All things being equal, raw milk sellers might be able to weather an interruption in their ability to sell raw milk. But all things aren’t equal.

Wisconsin’s Department of Agriculture, Trade, and Consumer Protection understands this basic fact of life, which helps explain why they are so obsessed with halting raw milk sales. Without raw milk, farmers can’t sustain their retail businesses, and must go back to the conventional system.

It doesn’t matter what business you are in, whether food, clothing, automobiles, or credit cards. Each customer can be measured in its lifetime value—how much is the customer likely to purchase over some period of years? In the food business, a customer who spends $100 per week on groceries is worth $5,000 per year, for possibly twenty or thirty years. Suddenly some mom or dad looking for a half gallon of milk on a Saturday is worth possibly $100,000 or $150,000.

You don’t think the executives at Whole Foods, Krogers, and Wal-Mart don’t take each individual customer seriously? And you don’t think that the processors that supply those grocers with pasteurized milk don’t take each store customer seriously?

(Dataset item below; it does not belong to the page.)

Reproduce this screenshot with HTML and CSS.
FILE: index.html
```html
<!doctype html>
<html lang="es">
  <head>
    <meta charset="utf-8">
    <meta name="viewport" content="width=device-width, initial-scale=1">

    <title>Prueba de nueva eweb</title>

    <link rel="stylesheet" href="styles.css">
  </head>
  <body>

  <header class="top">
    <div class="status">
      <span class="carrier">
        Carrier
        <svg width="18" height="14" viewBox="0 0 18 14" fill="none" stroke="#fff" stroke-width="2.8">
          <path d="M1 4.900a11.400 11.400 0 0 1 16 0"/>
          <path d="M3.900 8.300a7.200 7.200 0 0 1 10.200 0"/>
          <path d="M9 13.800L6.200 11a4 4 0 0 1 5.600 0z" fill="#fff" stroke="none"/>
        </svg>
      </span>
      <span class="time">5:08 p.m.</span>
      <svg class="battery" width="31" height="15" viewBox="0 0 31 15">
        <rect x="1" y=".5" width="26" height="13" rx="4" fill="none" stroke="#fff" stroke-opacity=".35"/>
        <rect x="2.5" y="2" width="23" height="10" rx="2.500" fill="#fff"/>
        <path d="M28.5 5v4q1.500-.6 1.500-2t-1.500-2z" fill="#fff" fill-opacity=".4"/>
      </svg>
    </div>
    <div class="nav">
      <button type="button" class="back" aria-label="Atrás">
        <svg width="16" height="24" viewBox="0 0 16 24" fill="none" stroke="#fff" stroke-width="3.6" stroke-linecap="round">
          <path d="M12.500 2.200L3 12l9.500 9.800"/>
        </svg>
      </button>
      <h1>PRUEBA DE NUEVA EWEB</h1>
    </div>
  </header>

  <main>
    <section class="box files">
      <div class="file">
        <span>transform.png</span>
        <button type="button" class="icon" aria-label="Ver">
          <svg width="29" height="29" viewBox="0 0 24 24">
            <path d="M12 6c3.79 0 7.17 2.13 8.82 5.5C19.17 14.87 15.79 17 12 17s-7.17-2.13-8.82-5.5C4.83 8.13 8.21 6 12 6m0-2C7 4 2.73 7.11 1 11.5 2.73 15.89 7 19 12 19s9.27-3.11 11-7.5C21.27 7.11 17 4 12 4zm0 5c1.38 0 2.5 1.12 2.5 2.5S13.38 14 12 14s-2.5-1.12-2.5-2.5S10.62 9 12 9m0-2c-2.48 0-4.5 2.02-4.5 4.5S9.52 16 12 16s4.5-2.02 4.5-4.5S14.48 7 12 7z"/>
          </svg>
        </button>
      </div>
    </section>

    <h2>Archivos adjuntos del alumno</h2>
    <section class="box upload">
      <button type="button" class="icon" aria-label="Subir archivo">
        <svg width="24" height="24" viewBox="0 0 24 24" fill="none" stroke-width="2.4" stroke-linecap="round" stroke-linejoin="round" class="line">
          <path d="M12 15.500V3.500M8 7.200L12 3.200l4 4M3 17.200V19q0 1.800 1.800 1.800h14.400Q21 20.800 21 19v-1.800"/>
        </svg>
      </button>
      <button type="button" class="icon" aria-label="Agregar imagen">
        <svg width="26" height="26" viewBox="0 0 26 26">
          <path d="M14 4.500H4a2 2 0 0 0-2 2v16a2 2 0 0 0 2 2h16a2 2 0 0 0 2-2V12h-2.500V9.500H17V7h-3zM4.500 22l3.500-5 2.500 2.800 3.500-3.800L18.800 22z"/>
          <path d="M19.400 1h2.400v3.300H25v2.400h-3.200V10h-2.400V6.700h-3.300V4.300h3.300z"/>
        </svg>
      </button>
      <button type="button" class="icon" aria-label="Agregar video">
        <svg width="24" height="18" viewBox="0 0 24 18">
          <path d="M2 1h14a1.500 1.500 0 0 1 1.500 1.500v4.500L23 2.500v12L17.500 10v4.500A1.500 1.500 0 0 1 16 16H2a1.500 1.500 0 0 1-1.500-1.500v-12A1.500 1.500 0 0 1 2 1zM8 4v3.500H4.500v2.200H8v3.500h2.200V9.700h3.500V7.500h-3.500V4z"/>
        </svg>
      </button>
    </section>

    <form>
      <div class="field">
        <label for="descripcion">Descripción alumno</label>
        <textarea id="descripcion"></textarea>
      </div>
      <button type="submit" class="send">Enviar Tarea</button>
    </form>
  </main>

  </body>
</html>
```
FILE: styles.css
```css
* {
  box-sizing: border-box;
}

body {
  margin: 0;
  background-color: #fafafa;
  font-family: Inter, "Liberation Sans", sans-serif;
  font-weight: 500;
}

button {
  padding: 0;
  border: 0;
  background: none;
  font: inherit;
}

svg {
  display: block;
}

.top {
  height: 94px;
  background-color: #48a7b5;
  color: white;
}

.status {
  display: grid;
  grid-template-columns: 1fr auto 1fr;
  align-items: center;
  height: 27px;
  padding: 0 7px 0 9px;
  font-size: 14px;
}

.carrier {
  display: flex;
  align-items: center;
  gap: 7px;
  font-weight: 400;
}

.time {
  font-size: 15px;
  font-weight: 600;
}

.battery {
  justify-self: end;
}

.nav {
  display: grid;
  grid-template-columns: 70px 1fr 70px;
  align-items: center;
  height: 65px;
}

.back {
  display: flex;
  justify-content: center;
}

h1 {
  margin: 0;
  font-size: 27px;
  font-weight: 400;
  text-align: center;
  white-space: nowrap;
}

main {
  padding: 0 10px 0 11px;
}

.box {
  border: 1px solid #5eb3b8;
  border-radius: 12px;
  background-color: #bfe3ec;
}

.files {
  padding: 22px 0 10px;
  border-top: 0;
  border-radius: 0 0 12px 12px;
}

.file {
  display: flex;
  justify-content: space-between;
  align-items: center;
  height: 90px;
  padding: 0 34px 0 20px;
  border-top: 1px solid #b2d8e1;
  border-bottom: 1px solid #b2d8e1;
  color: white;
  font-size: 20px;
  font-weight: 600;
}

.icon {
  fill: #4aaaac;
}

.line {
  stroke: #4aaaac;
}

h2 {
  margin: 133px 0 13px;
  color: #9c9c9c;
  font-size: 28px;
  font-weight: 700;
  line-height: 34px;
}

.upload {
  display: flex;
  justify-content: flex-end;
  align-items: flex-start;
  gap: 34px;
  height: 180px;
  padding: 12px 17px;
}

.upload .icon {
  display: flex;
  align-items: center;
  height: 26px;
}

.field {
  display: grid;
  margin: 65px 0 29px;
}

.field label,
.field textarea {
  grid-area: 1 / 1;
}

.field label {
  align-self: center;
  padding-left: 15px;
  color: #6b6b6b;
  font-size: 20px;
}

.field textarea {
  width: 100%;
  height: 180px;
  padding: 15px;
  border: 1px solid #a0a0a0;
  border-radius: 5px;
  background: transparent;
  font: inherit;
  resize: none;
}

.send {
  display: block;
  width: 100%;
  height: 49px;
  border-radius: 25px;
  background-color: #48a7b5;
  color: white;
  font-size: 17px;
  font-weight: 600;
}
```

Now extend the thinking a little further. Each person who goes to a farm store or a farmers market or a church parking lot dropoff point for a few gallons of raw milk isn’t just a lost $10 or $20 sale—that person likely is putting off a trip to Whole Foods, Krogers, or Wal-Mart, or avoiding it entirely, or going to a competitor as a result, and may well represent $150,000 of lost sales.

Whole Foods understands the business proposition very well—knows that the highly educated individuals who buy raw milk are top Whole Foods prospects—and thus carries raw milk in states where it’s legal to sell at retail, in California, Pennsylvania, and Connecticut. The other food retailers haven’t come around to Whole Foods’ enlightened business approach…yet.

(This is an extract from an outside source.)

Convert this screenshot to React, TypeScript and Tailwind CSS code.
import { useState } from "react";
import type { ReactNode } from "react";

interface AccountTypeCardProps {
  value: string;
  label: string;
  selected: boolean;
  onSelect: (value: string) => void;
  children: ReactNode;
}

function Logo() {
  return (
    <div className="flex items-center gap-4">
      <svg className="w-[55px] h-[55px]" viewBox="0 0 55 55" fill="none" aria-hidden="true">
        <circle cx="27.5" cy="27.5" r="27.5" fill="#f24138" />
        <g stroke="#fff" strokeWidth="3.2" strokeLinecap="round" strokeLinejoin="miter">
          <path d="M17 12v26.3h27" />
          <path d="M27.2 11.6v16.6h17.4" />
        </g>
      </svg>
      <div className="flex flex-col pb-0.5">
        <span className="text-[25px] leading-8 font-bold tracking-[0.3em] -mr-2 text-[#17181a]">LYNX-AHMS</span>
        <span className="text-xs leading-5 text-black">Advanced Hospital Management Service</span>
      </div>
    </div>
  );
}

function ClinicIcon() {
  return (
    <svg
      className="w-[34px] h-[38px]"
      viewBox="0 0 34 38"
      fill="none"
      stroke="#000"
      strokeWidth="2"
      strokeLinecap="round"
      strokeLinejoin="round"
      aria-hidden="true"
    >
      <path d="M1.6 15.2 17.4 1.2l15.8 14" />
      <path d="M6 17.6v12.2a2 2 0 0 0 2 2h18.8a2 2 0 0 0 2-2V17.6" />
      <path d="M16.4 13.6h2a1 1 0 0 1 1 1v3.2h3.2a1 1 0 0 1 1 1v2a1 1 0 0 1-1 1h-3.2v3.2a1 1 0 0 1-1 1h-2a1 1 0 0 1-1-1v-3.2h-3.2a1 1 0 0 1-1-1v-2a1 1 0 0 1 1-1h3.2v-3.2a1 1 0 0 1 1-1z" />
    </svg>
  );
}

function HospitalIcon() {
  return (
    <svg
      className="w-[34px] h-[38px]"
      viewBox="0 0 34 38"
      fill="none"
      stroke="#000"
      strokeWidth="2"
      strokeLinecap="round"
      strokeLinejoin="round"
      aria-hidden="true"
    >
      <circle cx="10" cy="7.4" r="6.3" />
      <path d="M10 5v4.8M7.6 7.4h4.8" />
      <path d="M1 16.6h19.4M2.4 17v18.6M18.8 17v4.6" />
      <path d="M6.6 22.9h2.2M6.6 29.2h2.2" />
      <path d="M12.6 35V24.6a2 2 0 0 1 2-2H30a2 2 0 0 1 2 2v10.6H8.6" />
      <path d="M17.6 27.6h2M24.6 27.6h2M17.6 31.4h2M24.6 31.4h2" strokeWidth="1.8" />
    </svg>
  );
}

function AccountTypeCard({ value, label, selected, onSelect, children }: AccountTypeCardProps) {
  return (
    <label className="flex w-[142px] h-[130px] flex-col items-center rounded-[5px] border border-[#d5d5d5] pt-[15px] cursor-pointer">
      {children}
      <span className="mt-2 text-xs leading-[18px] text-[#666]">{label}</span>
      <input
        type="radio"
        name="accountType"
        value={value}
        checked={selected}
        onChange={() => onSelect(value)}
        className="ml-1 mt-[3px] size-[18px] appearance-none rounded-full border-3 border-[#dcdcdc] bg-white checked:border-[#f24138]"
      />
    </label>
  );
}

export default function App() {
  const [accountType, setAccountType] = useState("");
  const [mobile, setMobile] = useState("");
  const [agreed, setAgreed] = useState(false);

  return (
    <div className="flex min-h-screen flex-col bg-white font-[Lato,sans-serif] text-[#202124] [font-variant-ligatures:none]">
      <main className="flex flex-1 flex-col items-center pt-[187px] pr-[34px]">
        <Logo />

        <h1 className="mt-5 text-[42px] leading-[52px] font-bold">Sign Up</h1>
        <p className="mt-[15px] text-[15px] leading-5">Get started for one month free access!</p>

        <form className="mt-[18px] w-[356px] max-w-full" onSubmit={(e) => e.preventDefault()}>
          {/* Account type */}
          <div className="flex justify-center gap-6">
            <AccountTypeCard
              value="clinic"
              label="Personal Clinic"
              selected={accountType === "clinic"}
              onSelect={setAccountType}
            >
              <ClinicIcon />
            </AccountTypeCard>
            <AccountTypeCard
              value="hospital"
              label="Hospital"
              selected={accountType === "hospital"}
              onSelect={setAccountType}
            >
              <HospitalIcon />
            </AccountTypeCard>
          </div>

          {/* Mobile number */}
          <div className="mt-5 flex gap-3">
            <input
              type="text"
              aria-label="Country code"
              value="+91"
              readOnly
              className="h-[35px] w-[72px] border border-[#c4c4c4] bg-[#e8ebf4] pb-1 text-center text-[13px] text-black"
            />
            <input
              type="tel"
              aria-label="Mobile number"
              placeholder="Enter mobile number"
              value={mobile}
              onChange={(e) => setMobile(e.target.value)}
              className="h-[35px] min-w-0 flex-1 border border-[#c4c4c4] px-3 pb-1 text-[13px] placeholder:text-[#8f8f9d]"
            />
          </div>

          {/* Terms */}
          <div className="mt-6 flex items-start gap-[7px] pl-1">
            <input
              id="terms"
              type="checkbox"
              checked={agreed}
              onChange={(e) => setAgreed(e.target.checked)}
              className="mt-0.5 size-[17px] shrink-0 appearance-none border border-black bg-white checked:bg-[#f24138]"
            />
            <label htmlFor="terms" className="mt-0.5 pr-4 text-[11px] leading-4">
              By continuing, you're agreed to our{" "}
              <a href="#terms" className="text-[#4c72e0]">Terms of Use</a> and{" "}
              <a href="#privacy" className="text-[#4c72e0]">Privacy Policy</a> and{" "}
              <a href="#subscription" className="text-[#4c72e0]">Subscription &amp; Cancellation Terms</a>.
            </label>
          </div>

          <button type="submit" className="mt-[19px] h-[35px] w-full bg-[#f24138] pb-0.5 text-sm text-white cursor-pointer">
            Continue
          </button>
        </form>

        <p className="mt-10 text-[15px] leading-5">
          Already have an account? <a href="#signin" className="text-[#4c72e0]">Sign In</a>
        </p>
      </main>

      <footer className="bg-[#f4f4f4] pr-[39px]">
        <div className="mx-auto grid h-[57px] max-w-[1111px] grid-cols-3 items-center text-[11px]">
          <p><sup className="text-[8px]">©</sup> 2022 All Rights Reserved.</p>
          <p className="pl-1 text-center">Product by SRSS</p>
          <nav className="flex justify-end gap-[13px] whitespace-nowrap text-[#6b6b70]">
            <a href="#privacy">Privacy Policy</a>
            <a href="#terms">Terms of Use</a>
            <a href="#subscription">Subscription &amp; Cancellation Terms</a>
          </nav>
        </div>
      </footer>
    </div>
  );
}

In the meantime, smart entrepreneurs are beginning to understand this concept, and are looking very closely at the raw milk business. I met one of them, Ed Hartz, at my recent talk at Rutgers University. He is starting the “Milkman Home Delivery Service” in Connecticut to “deliver direct to the consumer to their door. The company delivers fresh, local farm products – milk and dairy, raw milk, meats, poultry, eggs, vegetables in season, fruits, and more, all farm fresh and all the best quality derived from sustainable agricultural systems. Farms that care.”

Now extend the thinking even further. The regulators serve the entrenched interests—the big dairies, the big processors, and the big food chains. These interests will continue to fight raw milk tooth-and-nail for the reasons I just described.

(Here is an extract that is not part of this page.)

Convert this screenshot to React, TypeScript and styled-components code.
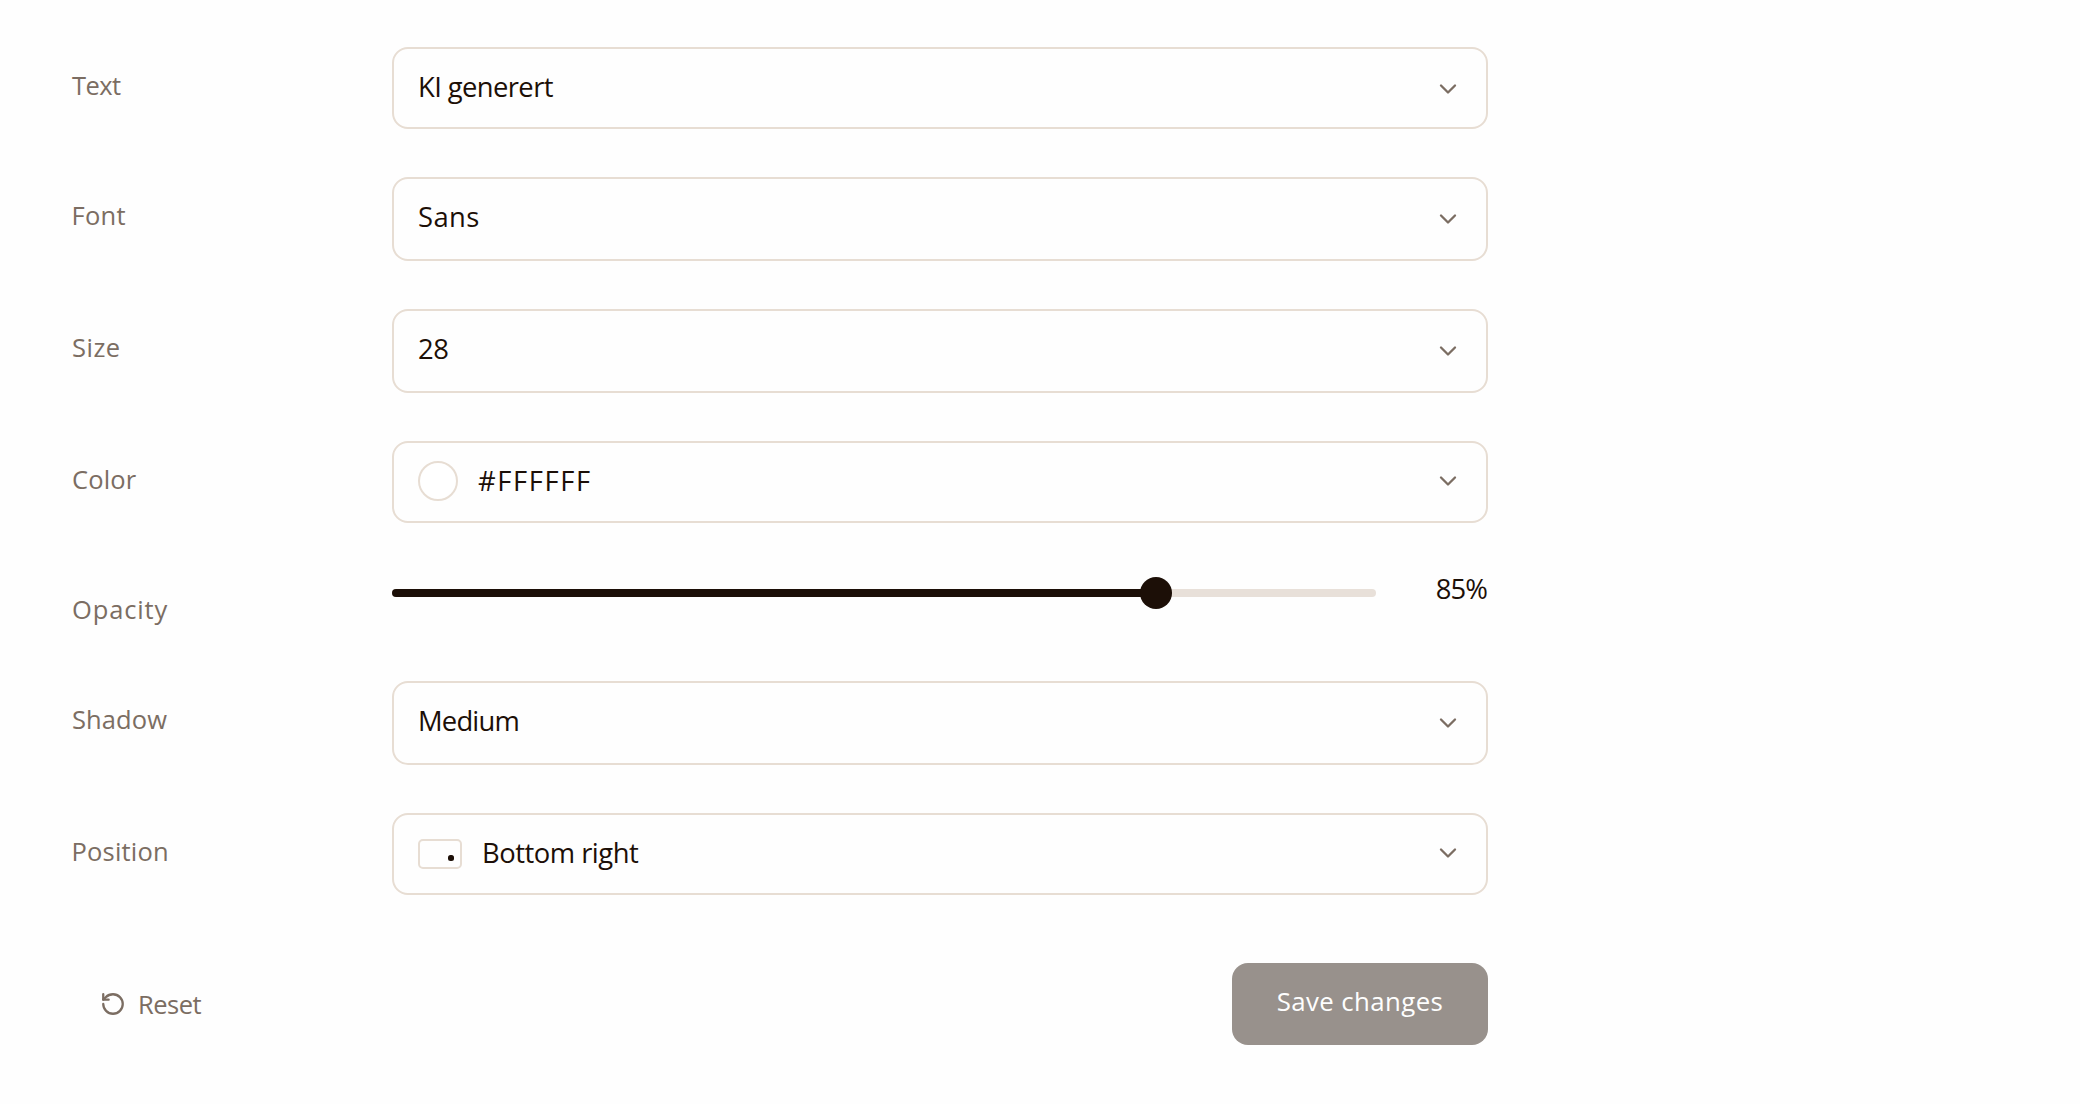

But there is one factor that will cause them to bend: business considerations. If they see demand for raw milk go crazy, and it already is starting to do that (yes, Pete, think you’re right about use of the word “escalating”) they’ll realize their lackeys at the agriculture and public health agencies can’t keep a lid on the situation, and they better come up with another approach.

So while I like Pete’s suggestion for civil disobedience, my sense is that a more practical and more quickly effective approach may be preferable for now: overwhelm the bastards with demand. If you’re a regular raw milk consumer and you normally purchase a gallon a week, up your demand to two gallons a week. If you’re not a dairy drinker but support food rights, arrange to buy a gallon of raw milk each week. Perhaps feed it to a pet. Or give it to a food pantry. Or even dispose of it. Look at it as a charitable contribution, in any event, meant to further food rights. The idea is to get the demand so high, and attract so many farmers to producing profitable milk, that the goons realize that their letter-of-the-law enforcement of raw milk regulations is hopeless, and begin to work toward accommodation. Mind you, I’m not pushing to have raw milk sold in Wal-Mart, but rather trying to push change.

Remember, in this country, people talk, but money talks louder.